DATA IN THIS EXERCISE start
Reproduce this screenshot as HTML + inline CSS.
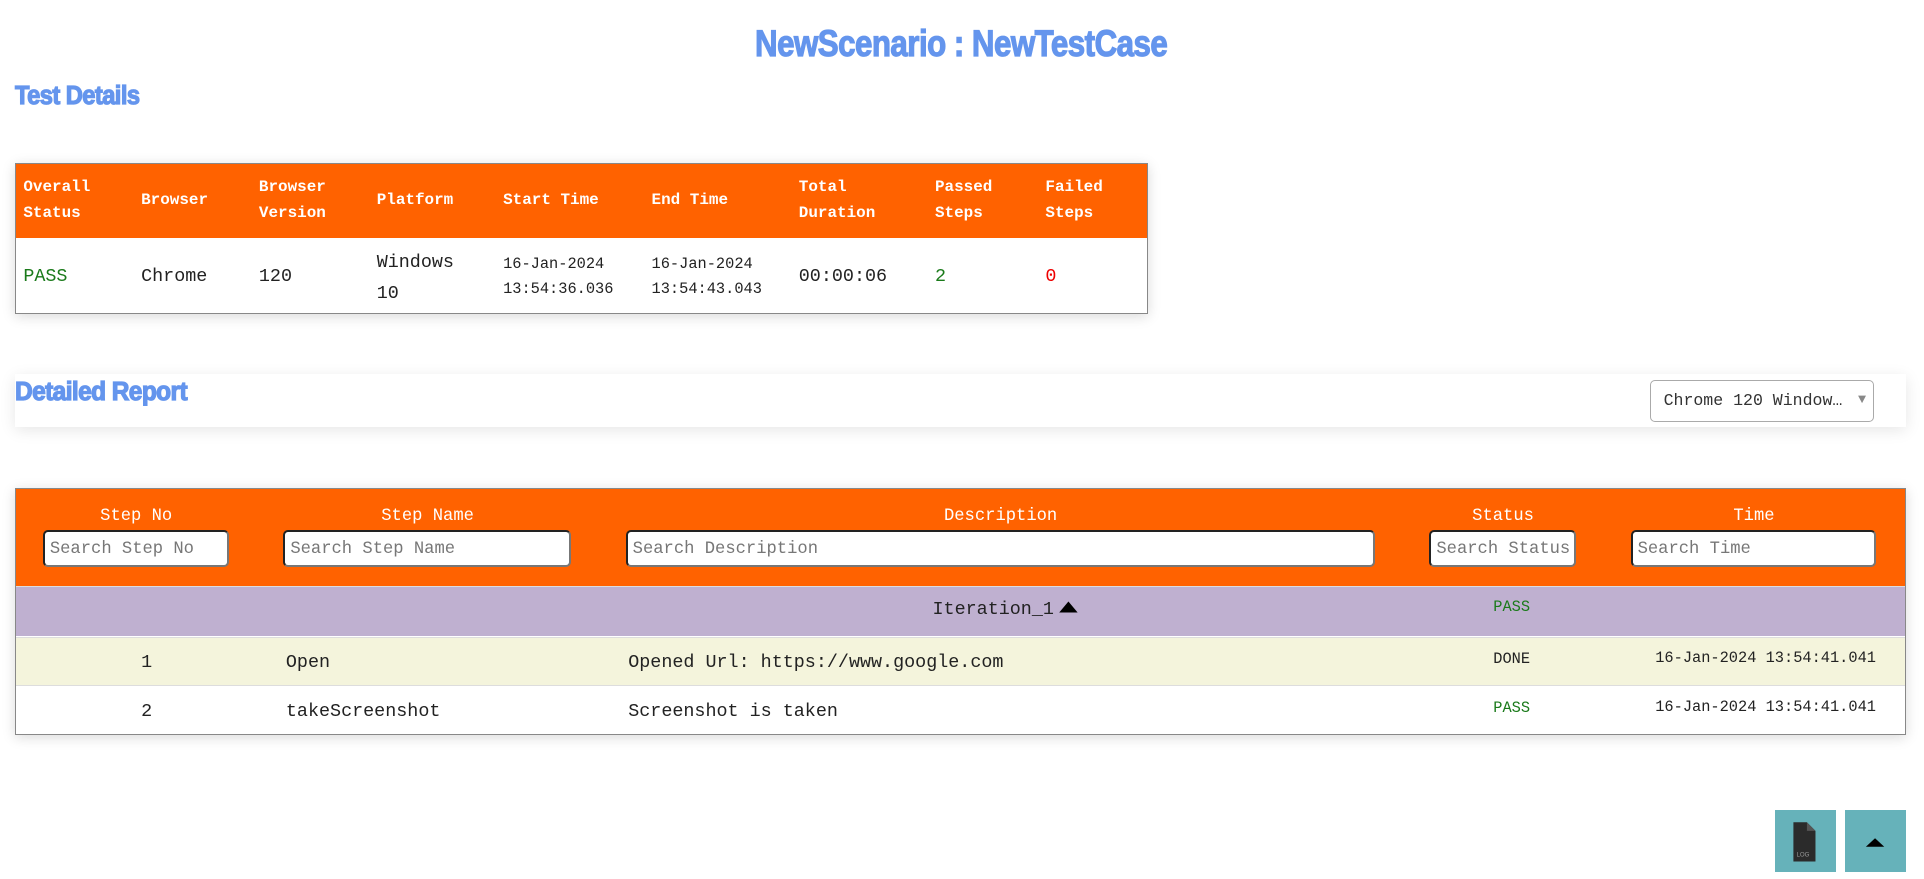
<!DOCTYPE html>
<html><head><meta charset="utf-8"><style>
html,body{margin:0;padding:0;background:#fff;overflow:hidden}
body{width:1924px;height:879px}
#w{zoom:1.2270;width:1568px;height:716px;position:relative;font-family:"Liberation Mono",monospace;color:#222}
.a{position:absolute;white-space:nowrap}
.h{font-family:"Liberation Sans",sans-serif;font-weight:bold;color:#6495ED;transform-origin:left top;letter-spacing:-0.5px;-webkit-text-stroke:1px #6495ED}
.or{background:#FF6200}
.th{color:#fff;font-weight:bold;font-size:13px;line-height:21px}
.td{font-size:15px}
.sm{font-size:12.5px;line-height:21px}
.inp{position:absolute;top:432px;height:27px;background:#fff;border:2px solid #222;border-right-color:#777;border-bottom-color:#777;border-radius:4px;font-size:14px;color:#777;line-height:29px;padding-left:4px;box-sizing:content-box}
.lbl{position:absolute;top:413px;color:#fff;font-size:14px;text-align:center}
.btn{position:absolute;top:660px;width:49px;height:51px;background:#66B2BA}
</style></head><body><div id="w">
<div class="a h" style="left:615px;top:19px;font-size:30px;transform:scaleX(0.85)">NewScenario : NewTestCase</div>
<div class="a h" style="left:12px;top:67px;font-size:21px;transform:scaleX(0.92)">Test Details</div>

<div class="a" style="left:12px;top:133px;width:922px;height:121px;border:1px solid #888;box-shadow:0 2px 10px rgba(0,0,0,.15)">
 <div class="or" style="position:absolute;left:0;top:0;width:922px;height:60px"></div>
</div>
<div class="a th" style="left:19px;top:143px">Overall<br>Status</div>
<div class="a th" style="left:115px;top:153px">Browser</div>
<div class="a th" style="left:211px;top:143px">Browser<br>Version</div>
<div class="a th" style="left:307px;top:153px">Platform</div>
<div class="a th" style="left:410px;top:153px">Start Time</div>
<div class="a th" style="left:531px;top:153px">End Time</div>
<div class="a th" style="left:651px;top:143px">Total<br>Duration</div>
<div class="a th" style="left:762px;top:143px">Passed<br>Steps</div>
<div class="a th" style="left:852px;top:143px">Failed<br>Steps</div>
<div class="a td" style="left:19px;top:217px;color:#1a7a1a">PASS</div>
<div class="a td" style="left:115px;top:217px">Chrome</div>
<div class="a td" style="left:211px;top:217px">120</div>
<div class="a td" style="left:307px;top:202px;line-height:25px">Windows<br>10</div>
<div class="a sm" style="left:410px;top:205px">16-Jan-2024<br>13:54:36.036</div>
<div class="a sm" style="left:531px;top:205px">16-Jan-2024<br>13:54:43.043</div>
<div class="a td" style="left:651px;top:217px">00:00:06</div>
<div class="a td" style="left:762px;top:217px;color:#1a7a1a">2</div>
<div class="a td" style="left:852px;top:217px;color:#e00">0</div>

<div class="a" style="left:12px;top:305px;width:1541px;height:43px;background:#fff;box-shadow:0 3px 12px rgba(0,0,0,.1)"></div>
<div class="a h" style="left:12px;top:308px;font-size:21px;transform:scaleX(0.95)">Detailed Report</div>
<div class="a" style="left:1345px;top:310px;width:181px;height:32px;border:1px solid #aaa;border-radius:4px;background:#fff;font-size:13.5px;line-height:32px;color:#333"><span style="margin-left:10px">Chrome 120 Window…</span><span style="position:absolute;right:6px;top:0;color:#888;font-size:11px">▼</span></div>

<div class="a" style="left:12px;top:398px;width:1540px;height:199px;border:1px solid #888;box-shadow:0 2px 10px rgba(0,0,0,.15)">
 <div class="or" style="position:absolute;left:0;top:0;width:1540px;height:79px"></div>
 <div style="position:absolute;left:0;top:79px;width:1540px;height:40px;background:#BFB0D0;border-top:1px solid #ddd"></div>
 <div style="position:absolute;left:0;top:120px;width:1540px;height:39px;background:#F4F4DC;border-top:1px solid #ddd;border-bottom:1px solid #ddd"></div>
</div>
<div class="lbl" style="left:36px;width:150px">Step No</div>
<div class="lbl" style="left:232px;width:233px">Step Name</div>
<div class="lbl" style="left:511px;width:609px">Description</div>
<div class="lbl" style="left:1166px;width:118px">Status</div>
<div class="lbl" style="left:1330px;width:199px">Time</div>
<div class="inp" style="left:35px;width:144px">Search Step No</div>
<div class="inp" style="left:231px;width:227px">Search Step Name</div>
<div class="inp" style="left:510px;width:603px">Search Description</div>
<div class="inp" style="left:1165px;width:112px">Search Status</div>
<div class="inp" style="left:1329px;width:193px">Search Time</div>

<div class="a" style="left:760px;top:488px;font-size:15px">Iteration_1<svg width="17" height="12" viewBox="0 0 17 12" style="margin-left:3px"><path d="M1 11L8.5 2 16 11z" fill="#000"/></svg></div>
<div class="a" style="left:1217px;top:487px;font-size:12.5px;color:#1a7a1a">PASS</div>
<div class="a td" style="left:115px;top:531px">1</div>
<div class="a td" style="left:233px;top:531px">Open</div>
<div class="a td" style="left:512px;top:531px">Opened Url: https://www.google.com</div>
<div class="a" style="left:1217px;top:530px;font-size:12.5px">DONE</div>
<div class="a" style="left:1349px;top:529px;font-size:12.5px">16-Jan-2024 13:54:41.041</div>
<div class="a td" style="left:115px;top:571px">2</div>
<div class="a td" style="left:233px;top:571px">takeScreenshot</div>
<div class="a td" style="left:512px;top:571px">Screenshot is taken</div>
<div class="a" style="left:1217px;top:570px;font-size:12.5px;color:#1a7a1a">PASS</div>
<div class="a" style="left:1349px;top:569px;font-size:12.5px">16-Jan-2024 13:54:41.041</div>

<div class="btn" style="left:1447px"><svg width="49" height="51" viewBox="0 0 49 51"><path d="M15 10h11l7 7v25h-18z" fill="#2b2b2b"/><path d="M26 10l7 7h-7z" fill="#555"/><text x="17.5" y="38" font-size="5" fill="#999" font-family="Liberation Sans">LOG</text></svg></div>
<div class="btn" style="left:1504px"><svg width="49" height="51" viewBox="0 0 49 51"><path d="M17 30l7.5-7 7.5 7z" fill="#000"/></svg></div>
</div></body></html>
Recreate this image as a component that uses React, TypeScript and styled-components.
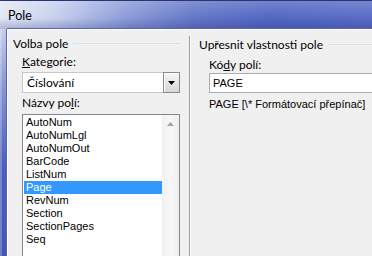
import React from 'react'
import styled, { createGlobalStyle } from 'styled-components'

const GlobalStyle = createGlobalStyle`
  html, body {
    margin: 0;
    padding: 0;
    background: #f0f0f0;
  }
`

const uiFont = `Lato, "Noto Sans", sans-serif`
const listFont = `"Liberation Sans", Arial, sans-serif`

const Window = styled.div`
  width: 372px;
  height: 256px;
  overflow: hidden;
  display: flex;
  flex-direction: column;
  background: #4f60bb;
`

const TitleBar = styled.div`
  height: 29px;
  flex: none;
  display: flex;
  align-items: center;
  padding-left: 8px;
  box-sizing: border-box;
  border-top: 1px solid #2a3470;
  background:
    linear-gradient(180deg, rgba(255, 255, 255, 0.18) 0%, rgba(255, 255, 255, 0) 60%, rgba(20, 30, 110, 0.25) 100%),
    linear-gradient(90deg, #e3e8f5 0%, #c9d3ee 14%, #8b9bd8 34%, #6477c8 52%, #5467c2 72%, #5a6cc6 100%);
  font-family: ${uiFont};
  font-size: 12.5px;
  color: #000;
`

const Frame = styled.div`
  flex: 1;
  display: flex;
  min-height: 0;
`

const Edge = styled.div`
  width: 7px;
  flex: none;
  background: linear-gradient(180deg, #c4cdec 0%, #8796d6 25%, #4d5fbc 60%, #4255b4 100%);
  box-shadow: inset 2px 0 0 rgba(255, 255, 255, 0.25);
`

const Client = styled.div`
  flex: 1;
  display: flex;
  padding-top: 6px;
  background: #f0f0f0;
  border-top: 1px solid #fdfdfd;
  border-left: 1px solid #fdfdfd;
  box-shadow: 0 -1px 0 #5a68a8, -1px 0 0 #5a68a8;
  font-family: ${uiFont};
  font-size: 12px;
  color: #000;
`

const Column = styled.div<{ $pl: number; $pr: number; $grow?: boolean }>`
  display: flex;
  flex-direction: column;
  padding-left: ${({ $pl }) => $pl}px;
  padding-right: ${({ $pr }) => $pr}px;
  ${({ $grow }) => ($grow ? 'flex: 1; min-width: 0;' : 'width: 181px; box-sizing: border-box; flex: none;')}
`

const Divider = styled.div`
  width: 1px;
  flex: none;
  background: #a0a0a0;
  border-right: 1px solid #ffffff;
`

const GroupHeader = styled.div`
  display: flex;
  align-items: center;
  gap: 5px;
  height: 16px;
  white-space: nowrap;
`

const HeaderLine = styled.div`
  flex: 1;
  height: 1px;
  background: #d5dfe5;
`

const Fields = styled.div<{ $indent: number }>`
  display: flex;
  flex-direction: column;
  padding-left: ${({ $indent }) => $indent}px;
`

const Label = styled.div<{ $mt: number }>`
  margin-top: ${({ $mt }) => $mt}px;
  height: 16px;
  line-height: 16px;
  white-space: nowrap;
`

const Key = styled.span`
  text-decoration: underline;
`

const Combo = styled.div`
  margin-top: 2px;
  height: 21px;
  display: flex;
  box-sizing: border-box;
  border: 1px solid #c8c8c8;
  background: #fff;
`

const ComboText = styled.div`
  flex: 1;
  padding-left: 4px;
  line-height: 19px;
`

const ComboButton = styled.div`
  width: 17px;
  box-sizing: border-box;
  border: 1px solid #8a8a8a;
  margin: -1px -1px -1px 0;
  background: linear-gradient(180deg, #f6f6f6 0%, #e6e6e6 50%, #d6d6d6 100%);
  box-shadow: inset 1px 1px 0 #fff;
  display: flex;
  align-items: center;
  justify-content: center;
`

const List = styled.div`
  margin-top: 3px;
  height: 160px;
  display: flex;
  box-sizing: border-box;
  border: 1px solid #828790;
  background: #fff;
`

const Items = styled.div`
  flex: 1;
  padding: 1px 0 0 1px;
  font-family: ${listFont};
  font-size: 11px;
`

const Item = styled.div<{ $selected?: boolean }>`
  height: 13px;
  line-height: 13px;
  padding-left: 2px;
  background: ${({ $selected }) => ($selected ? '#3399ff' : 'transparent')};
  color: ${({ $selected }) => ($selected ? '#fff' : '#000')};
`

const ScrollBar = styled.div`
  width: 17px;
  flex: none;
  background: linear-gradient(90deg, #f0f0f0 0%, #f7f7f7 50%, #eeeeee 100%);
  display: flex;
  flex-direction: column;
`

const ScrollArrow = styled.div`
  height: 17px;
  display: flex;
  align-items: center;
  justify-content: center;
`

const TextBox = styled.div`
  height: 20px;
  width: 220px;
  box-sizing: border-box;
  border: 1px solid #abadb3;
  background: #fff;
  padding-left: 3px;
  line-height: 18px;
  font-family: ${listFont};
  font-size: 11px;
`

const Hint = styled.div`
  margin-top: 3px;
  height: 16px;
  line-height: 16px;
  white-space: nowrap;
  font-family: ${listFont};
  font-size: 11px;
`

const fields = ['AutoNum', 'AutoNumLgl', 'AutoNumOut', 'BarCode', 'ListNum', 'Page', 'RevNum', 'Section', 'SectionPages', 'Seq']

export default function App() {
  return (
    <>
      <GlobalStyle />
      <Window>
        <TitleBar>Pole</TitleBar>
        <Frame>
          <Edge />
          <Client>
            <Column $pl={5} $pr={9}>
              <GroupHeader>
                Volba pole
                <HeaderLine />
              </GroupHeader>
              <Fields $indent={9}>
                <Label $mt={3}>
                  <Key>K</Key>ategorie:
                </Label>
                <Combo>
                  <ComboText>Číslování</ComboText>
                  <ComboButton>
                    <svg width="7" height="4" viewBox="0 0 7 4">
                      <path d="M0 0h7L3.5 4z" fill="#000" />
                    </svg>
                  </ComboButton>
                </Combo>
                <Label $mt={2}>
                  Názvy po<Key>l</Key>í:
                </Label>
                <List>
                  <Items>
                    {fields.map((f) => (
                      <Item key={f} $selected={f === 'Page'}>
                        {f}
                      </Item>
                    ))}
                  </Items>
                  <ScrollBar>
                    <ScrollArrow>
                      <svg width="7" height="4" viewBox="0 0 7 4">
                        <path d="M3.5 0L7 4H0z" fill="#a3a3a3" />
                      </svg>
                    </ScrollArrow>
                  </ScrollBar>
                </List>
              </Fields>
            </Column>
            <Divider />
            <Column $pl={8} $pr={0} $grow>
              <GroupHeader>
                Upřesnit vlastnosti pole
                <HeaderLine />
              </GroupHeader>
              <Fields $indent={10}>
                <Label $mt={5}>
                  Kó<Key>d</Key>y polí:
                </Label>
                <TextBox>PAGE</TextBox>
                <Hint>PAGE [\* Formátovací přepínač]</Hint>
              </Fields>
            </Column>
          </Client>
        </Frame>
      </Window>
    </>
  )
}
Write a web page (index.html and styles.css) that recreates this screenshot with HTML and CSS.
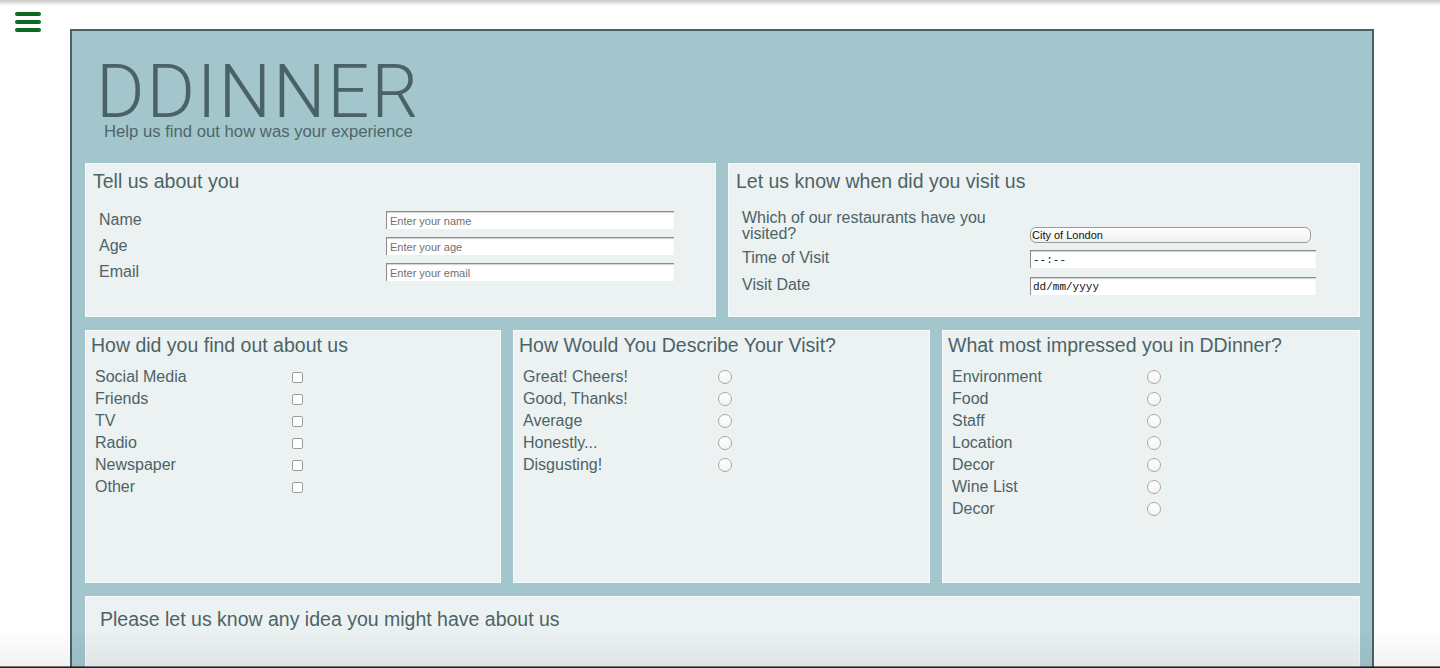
DATA IN THIS EXERCISE end
§ **TASK DETAILS**: Report how many lines of the entries hold the string "components". Provide the number alone.

§ **SOLUTION TO THIS PROBLEM**: 2